▸ **Listed records**
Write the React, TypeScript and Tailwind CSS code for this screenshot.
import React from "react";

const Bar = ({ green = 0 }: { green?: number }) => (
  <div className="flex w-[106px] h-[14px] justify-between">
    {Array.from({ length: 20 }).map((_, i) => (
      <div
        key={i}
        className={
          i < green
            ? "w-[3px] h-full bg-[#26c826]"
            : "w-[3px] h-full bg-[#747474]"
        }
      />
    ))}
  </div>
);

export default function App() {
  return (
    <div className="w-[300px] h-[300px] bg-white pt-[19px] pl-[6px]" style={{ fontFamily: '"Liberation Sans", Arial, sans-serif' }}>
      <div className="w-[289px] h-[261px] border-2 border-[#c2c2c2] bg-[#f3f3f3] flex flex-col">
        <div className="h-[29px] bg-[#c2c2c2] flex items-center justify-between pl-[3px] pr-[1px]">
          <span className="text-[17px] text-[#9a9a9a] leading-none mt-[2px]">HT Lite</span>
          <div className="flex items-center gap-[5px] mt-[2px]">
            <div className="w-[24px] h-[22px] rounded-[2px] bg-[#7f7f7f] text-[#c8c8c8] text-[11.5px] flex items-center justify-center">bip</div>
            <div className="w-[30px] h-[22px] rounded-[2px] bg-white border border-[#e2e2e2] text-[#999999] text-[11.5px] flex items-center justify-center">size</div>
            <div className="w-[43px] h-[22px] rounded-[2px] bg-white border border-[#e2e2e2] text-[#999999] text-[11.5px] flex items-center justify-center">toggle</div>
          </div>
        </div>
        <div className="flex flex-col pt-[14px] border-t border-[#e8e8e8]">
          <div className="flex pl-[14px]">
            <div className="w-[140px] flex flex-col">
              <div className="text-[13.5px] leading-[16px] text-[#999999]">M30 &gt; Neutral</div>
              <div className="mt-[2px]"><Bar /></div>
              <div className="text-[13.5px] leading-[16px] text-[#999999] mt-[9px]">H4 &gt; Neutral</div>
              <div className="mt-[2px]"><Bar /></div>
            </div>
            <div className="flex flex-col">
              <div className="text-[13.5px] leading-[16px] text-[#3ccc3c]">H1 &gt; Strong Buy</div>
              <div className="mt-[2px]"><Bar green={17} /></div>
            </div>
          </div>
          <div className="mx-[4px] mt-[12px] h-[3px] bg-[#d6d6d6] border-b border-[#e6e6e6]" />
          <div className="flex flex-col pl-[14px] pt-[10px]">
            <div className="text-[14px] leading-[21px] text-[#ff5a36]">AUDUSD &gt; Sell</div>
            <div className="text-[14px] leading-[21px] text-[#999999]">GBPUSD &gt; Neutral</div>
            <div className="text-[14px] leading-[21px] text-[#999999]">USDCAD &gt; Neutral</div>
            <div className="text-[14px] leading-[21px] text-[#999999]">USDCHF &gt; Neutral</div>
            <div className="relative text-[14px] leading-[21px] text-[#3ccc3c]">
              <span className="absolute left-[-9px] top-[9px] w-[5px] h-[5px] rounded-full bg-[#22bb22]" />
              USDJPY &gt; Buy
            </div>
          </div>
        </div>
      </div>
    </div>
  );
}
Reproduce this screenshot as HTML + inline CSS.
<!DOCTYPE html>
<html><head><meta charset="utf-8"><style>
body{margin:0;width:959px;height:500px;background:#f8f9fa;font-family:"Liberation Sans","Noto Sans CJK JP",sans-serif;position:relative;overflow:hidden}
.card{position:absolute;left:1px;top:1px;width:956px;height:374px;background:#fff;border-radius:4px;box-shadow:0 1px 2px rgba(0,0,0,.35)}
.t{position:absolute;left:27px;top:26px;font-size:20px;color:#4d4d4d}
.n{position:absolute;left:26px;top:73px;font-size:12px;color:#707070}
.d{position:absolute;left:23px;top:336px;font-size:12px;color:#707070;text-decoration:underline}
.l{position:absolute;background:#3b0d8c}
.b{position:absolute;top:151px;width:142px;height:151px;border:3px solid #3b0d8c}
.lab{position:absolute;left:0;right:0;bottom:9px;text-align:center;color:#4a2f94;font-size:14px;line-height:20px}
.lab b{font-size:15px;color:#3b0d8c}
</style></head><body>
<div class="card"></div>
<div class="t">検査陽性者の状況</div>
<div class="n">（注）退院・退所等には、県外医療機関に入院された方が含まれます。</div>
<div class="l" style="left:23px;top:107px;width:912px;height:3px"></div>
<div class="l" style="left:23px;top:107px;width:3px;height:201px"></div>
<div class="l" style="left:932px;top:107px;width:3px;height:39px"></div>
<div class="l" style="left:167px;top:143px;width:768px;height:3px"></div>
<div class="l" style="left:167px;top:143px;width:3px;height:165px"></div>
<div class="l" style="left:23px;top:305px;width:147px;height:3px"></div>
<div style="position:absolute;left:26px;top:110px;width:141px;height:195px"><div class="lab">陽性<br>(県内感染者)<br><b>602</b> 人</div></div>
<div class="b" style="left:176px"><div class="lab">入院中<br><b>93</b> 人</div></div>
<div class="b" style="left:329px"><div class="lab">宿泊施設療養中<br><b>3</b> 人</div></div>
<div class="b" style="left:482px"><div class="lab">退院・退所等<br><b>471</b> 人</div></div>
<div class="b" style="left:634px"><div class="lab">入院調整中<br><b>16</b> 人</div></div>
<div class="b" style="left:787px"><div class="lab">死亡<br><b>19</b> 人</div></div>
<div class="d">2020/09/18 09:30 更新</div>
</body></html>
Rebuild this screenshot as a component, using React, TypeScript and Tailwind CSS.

==

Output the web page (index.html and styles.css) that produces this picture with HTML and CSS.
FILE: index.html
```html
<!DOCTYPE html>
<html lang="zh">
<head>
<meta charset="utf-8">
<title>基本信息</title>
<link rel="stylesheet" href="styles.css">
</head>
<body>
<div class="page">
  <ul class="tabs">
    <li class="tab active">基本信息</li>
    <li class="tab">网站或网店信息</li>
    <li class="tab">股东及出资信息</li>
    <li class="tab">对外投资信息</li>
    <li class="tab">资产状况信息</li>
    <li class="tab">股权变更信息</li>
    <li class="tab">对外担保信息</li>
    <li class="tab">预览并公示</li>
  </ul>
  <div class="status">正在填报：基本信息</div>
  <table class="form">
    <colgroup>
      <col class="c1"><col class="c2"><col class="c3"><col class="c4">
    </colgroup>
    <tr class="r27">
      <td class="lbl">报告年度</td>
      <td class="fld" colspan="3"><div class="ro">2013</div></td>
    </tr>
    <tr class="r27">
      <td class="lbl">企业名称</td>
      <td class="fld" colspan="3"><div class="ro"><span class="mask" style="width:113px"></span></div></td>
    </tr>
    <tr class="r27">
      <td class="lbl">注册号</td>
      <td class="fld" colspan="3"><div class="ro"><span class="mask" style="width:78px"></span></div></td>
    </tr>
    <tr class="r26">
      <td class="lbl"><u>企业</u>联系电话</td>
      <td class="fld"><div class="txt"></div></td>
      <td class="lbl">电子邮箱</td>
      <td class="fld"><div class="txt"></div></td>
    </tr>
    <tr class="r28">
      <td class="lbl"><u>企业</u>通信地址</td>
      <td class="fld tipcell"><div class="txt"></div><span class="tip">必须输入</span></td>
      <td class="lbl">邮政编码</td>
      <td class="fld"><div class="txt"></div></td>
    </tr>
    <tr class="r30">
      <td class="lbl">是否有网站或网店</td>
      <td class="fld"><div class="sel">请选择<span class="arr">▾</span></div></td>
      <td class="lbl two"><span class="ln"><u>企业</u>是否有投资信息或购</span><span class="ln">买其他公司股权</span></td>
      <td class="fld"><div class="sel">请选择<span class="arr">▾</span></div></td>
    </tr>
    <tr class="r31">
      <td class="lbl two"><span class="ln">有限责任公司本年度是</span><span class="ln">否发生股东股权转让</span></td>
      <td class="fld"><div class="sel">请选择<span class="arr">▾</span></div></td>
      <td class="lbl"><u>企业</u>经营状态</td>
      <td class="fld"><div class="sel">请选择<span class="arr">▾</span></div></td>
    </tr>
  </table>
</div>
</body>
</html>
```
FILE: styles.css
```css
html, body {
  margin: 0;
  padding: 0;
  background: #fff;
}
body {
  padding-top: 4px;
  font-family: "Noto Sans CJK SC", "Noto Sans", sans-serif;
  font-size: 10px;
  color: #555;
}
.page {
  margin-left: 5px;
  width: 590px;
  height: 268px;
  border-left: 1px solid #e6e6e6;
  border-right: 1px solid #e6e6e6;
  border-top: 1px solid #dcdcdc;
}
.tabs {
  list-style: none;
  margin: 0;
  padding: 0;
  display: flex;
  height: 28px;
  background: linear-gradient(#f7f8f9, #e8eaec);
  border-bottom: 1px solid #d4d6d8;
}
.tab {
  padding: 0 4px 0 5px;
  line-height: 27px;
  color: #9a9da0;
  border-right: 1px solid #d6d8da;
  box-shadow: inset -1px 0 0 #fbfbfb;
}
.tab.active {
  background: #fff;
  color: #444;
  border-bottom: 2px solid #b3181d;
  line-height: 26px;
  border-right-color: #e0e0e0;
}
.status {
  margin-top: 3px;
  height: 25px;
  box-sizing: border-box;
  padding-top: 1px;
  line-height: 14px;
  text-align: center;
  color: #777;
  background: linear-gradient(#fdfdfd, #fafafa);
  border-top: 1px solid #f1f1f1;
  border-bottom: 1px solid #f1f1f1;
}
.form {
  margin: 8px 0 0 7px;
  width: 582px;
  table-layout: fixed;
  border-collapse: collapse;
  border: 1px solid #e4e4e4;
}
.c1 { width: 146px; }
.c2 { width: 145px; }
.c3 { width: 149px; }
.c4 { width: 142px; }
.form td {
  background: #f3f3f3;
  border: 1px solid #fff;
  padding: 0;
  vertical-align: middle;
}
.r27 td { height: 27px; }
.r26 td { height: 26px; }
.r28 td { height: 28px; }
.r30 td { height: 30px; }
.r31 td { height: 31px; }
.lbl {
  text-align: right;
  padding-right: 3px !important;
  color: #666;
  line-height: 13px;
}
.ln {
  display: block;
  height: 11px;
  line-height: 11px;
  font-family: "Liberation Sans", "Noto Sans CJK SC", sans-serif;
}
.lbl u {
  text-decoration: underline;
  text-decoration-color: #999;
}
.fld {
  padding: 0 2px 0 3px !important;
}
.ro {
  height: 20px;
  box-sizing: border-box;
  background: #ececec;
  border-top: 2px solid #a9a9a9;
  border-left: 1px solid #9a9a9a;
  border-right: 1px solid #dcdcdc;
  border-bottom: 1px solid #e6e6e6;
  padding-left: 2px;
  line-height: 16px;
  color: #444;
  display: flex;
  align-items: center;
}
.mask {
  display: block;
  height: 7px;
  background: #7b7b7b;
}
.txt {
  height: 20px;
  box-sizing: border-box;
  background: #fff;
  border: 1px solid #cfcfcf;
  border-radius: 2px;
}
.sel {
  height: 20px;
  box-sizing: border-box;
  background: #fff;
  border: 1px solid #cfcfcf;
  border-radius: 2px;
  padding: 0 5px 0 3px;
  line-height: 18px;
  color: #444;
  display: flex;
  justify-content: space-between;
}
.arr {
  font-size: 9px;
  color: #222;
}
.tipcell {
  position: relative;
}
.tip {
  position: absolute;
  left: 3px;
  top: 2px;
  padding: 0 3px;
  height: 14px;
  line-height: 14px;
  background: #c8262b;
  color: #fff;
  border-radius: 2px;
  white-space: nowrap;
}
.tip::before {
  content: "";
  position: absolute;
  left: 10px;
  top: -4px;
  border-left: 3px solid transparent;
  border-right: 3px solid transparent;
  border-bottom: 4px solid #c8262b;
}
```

* * *

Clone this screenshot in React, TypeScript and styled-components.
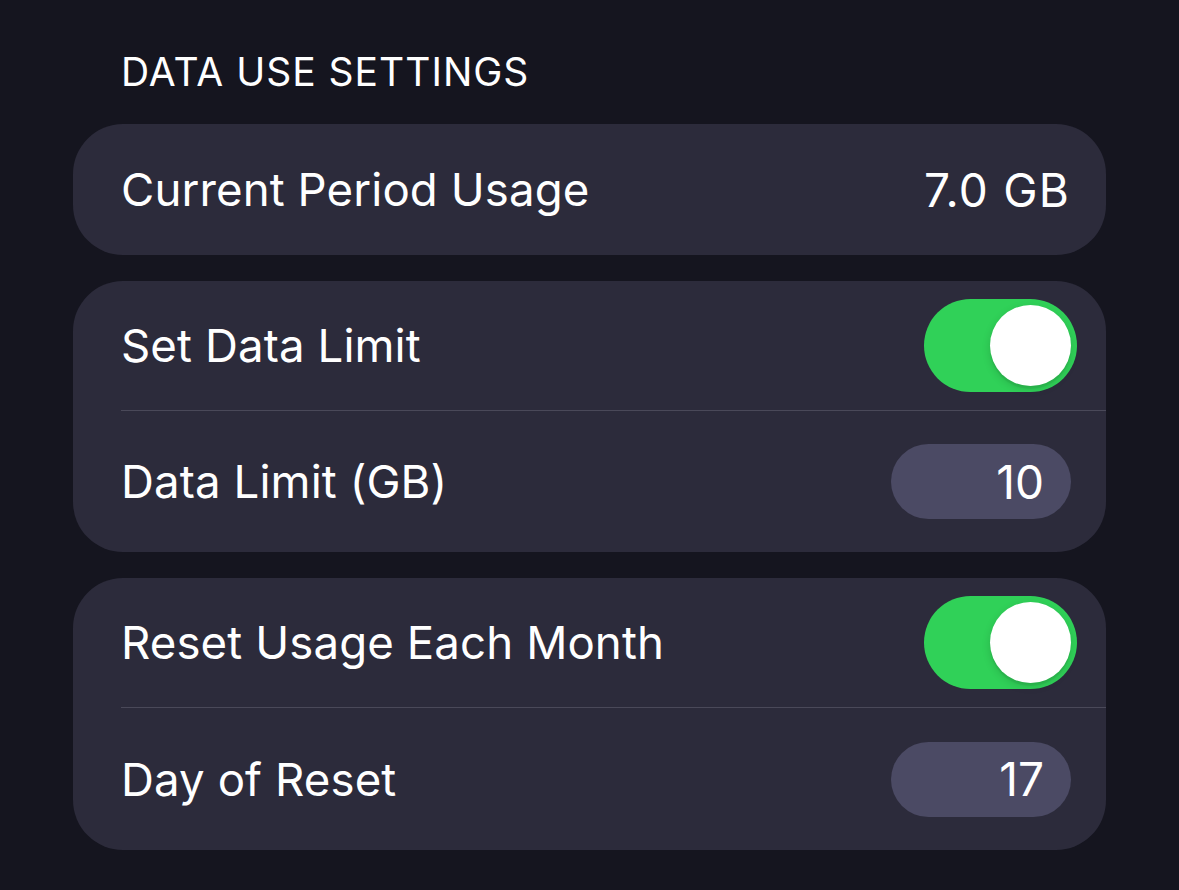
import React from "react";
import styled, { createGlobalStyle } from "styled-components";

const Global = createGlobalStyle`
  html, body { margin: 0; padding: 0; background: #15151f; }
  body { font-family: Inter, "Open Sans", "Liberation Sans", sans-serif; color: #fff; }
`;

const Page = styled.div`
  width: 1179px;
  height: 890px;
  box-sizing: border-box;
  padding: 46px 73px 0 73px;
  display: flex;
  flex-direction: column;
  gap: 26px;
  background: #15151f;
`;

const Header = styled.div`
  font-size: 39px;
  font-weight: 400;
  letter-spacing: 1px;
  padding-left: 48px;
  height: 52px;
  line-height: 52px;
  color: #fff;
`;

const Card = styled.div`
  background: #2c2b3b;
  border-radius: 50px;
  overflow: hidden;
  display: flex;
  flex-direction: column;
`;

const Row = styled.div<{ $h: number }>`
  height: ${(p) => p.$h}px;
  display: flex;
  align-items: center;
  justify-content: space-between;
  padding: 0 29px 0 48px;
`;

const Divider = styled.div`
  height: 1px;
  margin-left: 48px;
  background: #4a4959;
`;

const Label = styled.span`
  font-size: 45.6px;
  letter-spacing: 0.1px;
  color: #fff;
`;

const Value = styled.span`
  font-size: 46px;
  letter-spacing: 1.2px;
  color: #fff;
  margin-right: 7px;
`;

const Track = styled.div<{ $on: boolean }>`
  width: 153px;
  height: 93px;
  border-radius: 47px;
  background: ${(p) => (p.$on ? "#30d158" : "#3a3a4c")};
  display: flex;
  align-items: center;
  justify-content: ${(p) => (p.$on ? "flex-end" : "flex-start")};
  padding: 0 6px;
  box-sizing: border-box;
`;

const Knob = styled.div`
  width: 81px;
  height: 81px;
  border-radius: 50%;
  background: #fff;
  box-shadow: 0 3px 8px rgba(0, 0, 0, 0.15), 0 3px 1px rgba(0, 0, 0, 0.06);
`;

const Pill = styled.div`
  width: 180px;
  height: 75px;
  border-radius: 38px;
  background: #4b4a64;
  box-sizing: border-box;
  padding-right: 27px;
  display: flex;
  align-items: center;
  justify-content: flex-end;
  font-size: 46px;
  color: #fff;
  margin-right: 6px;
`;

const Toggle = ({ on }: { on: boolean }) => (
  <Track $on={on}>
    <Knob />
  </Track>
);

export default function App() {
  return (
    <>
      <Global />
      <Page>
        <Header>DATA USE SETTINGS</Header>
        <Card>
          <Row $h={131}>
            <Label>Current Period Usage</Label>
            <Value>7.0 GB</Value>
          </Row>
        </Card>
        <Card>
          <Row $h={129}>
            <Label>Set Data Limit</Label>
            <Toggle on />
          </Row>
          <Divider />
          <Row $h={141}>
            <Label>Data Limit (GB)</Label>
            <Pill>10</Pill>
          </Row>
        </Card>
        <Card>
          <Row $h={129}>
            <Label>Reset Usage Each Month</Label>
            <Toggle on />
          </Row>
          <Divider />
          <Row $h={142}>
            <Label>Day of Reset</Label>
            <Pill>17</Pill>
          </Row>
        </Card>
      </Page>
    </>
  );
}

▸ **Short exercise**
Find every line in the records above that holds the word "this", and copy each one.

▸ **Correct output**
Write the React, TypeScript and Tailwind CSS code for this screenshot.
Reproduce this screenshot as HTML + inline CSS.
Rebuild this screenshot as a component, using React, TypeScript and Tailwind CSS.
Output the web page (index.html and styles.css) that produces this picture with HTML and CSS.
Clone this screenshot in React, TypeScript and styled-components.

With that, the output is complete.